Cosy Cafe, Sharnford

The Cosy Cafe, Sharnford, date unknown. Courtesy of the Record Office for Leicestershire, Leicester & Rutland.

  • Games (MPEG Audio, 587K)

    Click to hear sound clip of Mr Morton (b.1891) recorded in 1988. Ref: 1149, LO/496/446

Interviewer: Did you play any games like whip and top and …?

Mr Morton: Oh yeah, oh yes, we had all them. Shuttlecocks, the girls had shuttlecocks. They used to come in turn, in each season, and we used to play whip and top up Sharnford Hill, course there weren’t no traffic around them days. You’d have a, one’d whip one road, one’d whip the other and you’d see who could get top of the hill first, or to the bottom. Course if you broke a window that was your fault, not nobody else’s. Oh yes, we were real red hot at cricket, cricket was the mainstay of the job. There was a little field out in between the two parts of the village, by the bridge we used to say, a bloke left this bit of ground to be a recreation ground for ever and it’s still there now, and that’s where we used to play cricket. And the Reverend, him there, he used in the winter, well, in the summer he used to have three, four of the lads up there training them to get ready for, you know, the matches, Saturday. He were a wicket keeper and batsman. ‘Course it was just up our street, he used to take us in the house and have a cup of tea, bit of cake…

Interviewer: I understand you were the scorer for the side.

Mr Morton: That were the men’s side, the official men’s team, I was 13 then.

Interviewer: Did they have a boy’s team?

Mr Morton: The schoolboy’s, yes, oh yes.

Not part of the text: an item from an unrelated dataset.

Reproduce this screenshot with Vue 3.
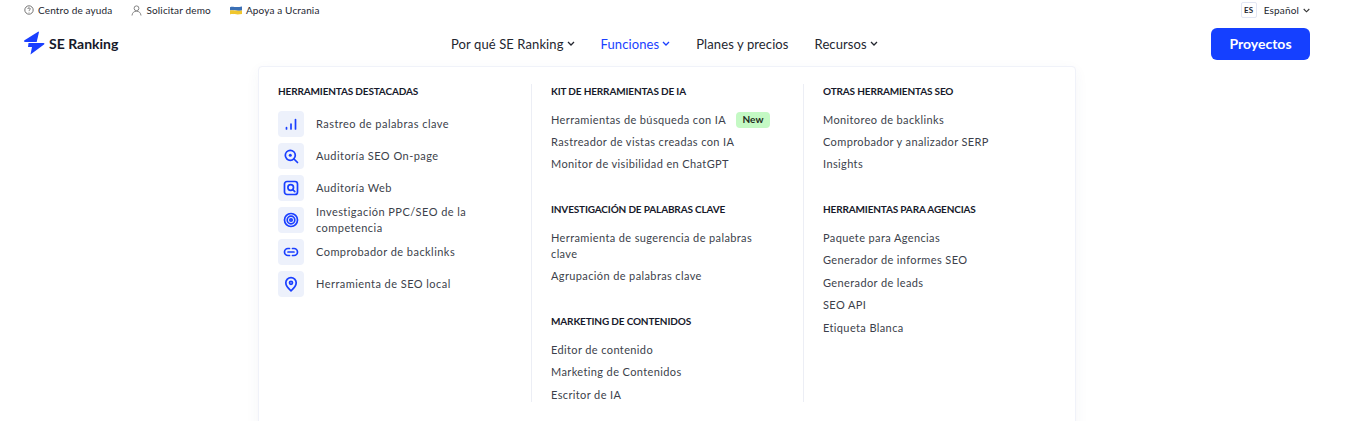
<script setup>
const featured = [
  { name: 'Rastreo de palabras clave', icon: 'bars' },
  { name: 'Auditoría SEO On-page', icon: 'search' },
  { name: 'Auditoría Web', icon: 'web' },
  { name: 'Investigación PPC/SEO de la competencia', icon: 'target' },
  { name: 'Comprobador de backlinks', icon: 'link' },
  { name: 'Herramienta de SEO local', icon: 'pin' },
]

const middle = [
  { title: 'Kit de herramientas de IA', items: ['Herramientas de búsqueda con IA', 'Rastreador de vistas creadas con IA', 'Monitor de visibilidad en ChatGPT'] },
  { title: 'Investigación de palabras clave', items: ['Herramienta de sugerencia de palabras clave', 'Agrupación de palabras clave'] },
  { title: 'Marketing de contenidos', items: ['Editor de contenido', 'Marketing de Contenidos', 'Escritor de IA'] },
]

const right = [
  { title: 'Otras herramientas SEO', items: ['Monitoreo de backlinks', 'Comprobador y analizador SERP', 'Insights'] },
  { title: 'Herramientas para agencias', items: ['Paquete para Agencias', 'Generador de informes SEO', 'Generador de leads', 'SEO API', 'Etiqueta Blanca'] },
]
</script>

<template>
  <div class="page">
    <div class="topbar">
      <a class="top-link">
        <svg width="10" height="10" viewBox="0 0 11 11" fill="none" stroke="#555" stroke-width="0.9">
          <circle cx="5.500" cy="5.500" r="4.600" />
          <path d="M4.200 4.400a1.300 1.300 0 1 1 1.800 1.200c-.4.2-.5.4-.5.8M5.500 7.600v.6" />
        </svg>
        Centro de ayuda
      </a>
      <a class="top-link">
        <svg width="11" height="11" viewBox="0 0 11 11" fill="none" stroke="#777" stroke-width="0.9">
          <circle cx="5.500" cy="3.300" r="2.400" />
          <path d="M1 10.500c.3-2.800 2-4.300 4.500-4.300s4.200 1.500 4.500 4.300" />
        </svg>
        Solicitar demo
      </a>
      <a class="top-link">
        <svg width="12" height="9" viewBox="0 0 12 9">
          <path d="M0 1.200c3-1.200 5 .8 12-.6V4.400c-6 1-9-.6-12 .2z" fill="#3b6fb5" />
          <path d="M0 4.600c3-.8 6 .8 12-.2V8c-6 1.200-9-.6-12 .4z" fill="#f0c62d" />
        </svg>
        Apoya a Ucrania
      </a>
      <div class="lang">
        <span class="lang-code">ES</span>
        <span>Español</span>
        <svg class="chev" width="7" height="5" viewBox="0 0 7 5" fill="none" stroke="#333" stroke-width="1.100">
          <path d="M.7 1l2.800 2.800L6.300 1" />
        </svg>
      </div>
    </div>

    <header class="header">
      <div class="logo">
        <svg width="22" height="24" viewBox="0 0 22 24">
          <path d="M15.500.5 16 1 13.700 11H2.500C1 11 .3 10.200 1.500 9.300z" fill="#1a3fff" />
          <path d="M5.500 12H20.500c1 0 1.300.8.500 1.500L7.500 23.500 9 16H5z" fill="#1a3fff" />
        </svg>
        <span>SE Ranking</span>
      </div>
      <nav class="nav">
        <a class="nav-link">Por qué SE Ranking
          <svg width="8" height="6" viewBox="0 0 8 6" fill="none" stroke="currentColor" stroke-width="1.300"><path d="M1 1l3 3 3-3" /></svg>
        </a>
        <a class="nav-link active">Funciones
          <svg width="8" height="6" viewBox="0 0 8 6" fill="none" stroke="currentColor" stroke-width="1.300"><path d="M1 1l3 3 3-3" /></svg>
        </a>
        <a class="nav-link">Planes y precios</a>
        <a class="nav-link">Recursos
          <svg width="8" height="6" viewBox="0 0 8 6" fill="none" stroke="currentColor" stroke-width="1.300"><path d="M1 1l3 3 3-3" /></svg>
        </a>
      </nav>
      <button class="cta">Proyectos</button>
    </header>

    <div class="panel">
      <section class="col first">
        <h4>Herramientas destacadas</h4>
        <ul class="featured">
          <li v-for="f in featured" :key="f.name">
            <span class="ico">
              <svg width="16" height="16" viewBox="0 0 16 16" fill="none" stroke="#1a3fff" stroke-width="1.700" stroke-linecap="round" stroke-linejoin="round">
                <template v-if="f.icon === 'bars'">
                  <path d="M3.500 13v-1.500M8 13V8M12.500 13V3.500" />
                </template>
                <template v-else-if="f.icon === 'search'">
                  <circle cx="7.300" cy="7.300" r="5" />
                  <circle cx="7.300" cy="7.300" r="1.500" fill="#1a3fff" stroke="none" />
                  <path d="M11 11l3.500 3.500" />
                </template>
                <template v-else-if="f.icon === 'web'">
                  <rect x="1.500" y="1.500" width="13" height="13" rx="2.500" />
                  <circle cx="7.700" cy="7.500" r="2.800" />
                  <path d="M9.800 9.600l2 2" />
                </template>
                <template v-else-if="f.icon === 'target'">
                  <circle cx="8" cy="8" r="6.500" />
                  <circle cx="8" cy="8" r="3.800" />
                  <circle cx="8" cy="8" r="1.200" />
                </template>
                <template v-else-if="f.icon === 'link'">
                  <path d="M6.500 4.500H5a3.500 3.500 0 0 0 0 7h1.500M9.500 4.500H11a3.500 3.500 0 0 1 0 7H9.500M5 8h6" />
                </template>
                <template v-else>
                  <path d="M8 14.800C5 12.300 2.800 9.800 2.800 6.800a5.200 5.200 0 0 1 10.400 0c0 3-2.200 5.500-5.200 8z" />
                  <circle cx="8" cy="6.800" r="1.500" />
                </template>
              </svg>
            </span>
            <span class="featured-name">{{ f.name }}</span>
          </li>
        </ul>
      </section>

      <section class="col middle">
        <div v-for="g in middle" :key="g.title" class="group">
          <h4>{{ g.title }}</h4>
          <ul class="links">
            <li v-for="item in g.items" :key="item">
              <span>{{ item }}</span>
              <span v-if="item === 'Herramientas de búsqueda con IA'" class="badge">New</span>
            </li>
          </ul>
        </div>
      </section>

      <section class="col last">
        <div v-for="g in right" :key="g.title" class="group">
          <h4>{{ g.title }}</h4>
          <ul class="links">
            <li v-for="item in g.items" :key="item">{{ item }}</li>
          </ul>
        </div>
      </section>
    </div>
  </div>
</template>

<style scoped>
.page {
  height: 421px;
  overflow: hidden;
  background: #fff;
  font-family: Lato, "Open Sans", sans-serif;
  color: #2a2d3a;
}

.topbar {
  height: 20px;
  padding: 0 43px 0 24px;
  display: flex;
  align-items: center;
  gap: 19px;
  font-size: 10px;
  letter-spacing: 0.15px;
  color: #23262f;
}

.top-link {
  display: flex;
  align-items: center;
  gap: 4px;
}

.lang {
  margin-left: auto;
  display: flex;
  align-items: center;
  gap: 7px;
}

.lang-code {
  width: 16px;
  height: 16px;
  box-sizing: border-box;
  border: 1px solid #e2e6f3;
  border-radius: 2px;
  display: flex;
  align-items: center;
  justify-content: center;
  font-size: 8px;
  font-weight: 700;
}

.chev {
  margin-left: -3px;
}

.header {
  height: 46px;
  padding: 0 43px 0 23px;
  display: flex;
  align-items: flex-start;
}

.logo {
  width: 428px;
  display: flex;
  align-items: center;
  gap: 4px;
  padding-top: 11px;
  font-size: 14px;
  font-weight: 700;
  color: #16192a;
}

.nav {
  display: flex;
  align-items: center;
  gap: 26px;
  height: 47px;
  font-size: 13px;
  letter-spacing: 0.1px;
}

.nav-link {
  display: flex;
  align-items: center;
  gap: 3px;
  color: #23262f;
}

.nav-link.active {
  color: #1a3fff;
}

.cta {
  margin: 8px 0 0 auto;
  width: 99px;
  height: 32px;
  padding: 0 0 2px;
  border: none;
  border-radius: 6px;
  background: #1540ff;
  color: #fff;
  font-family: inherit;
  font-size: 14px;
  font-weight: 700;
}

.panel {
  margin-left: 258px;
  width: 818px;
  box-sizing: border-box;
  padding: 17px 20px 60px 19px;
  background: #fff;
  border: 1px solid #f0f2f9;
  border-radius: 4px;
  box-shadow: 0 4px 14px rgba(60, 70, 120, 0.05);
  display: grid;
  grid-template-columns: 253px 272px 1fr;
}

.col {
  height: 318px;
}

.middle,
.last {
  padding-left: 19px;
  border-left: 1px solid #eceef5;
}

h4 {
  margin: 0 0 13.600px;
  font-size: 10px;
  line-height: 14px;
  font-weight: 700;
  letter-spacing: -0.15px;
  text-transform: uppercase;
  color: #16192a;
}

.first h4 {
  margin-bottom: 13px;
}

ul {
  margin: 0;
  padding: 0;
  list-style: none;
}

.featured {
  display: flex;
  flex-direction: column;
  gap: 6px;
}

.featured li {
  height: 26px;
  display: flex;
  align-items: center;
  gap: 12px;
  font-size: 11px;
  line-height: 16px;
  letter-spacing: 0.45px;
  color: #3c3f4b;
}

.featured-name {
  width: 175px;
}

.ico {
  flex: none;
  width: 26px;
  height: 26px;
  border-radius: 4px;
  background: #edf1fb;
  display: flex;
  align-items: center;
  justify-content: center;
}

.group {
  margin-bottom: 30px;
}

.links {
  display: flex;
  flex-direction: column;
  gap: 6.400px;
  font-size: 11px;
  line-height: 16px;
  letter-spacing: 0.38px;
  color: #3c3f4b;
}

.links li {
  width: 224px;
  display: flex;
  align-items: center;
}

.badge {
  flex: none;
  margin-left: 10px;
  width: 34px;
  height: 16px;
  line-height: 15px;
  text-align: center;
  border-radius: 4px;
  background: #c4f9c4;
  color: #1d2a20;
  font-size: 10px;
  font-weight: 700;
  letter-spacing: 0.1px;
}
</style>

<style>
html,
body {
  margin: 0;
  overflow: hidden;
}
</style>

They used to play Broughton Astley, Stoney Stanton, Sapcote.

Interviewer: The men’s team, did they used to play other villages?

Mr Morton: Oh dear me yes, they were in the South Leicestershire league they were. Course the South Leicestershire league took in all the surrounding villages: Broughton Astley, Stoney Stanton, Ratby – oh Ratby and all. It’s a dickens of a way from Sharnford to here (Ratby) through horse and brake weren’t it? That’s why they couldn’t get nobody to come to Ratby. All these villages, Earl Shilton, Barwell…

Interviewer: So you used to travel by horse and cart then did you?

Mr Morton: Yes, horse and brake, horses and big brakes, if you had a lot ‘em on, a couple of horses and a bigger brake of course.

©EMOHA

Last Updated Tue, 14 Feb, 2006.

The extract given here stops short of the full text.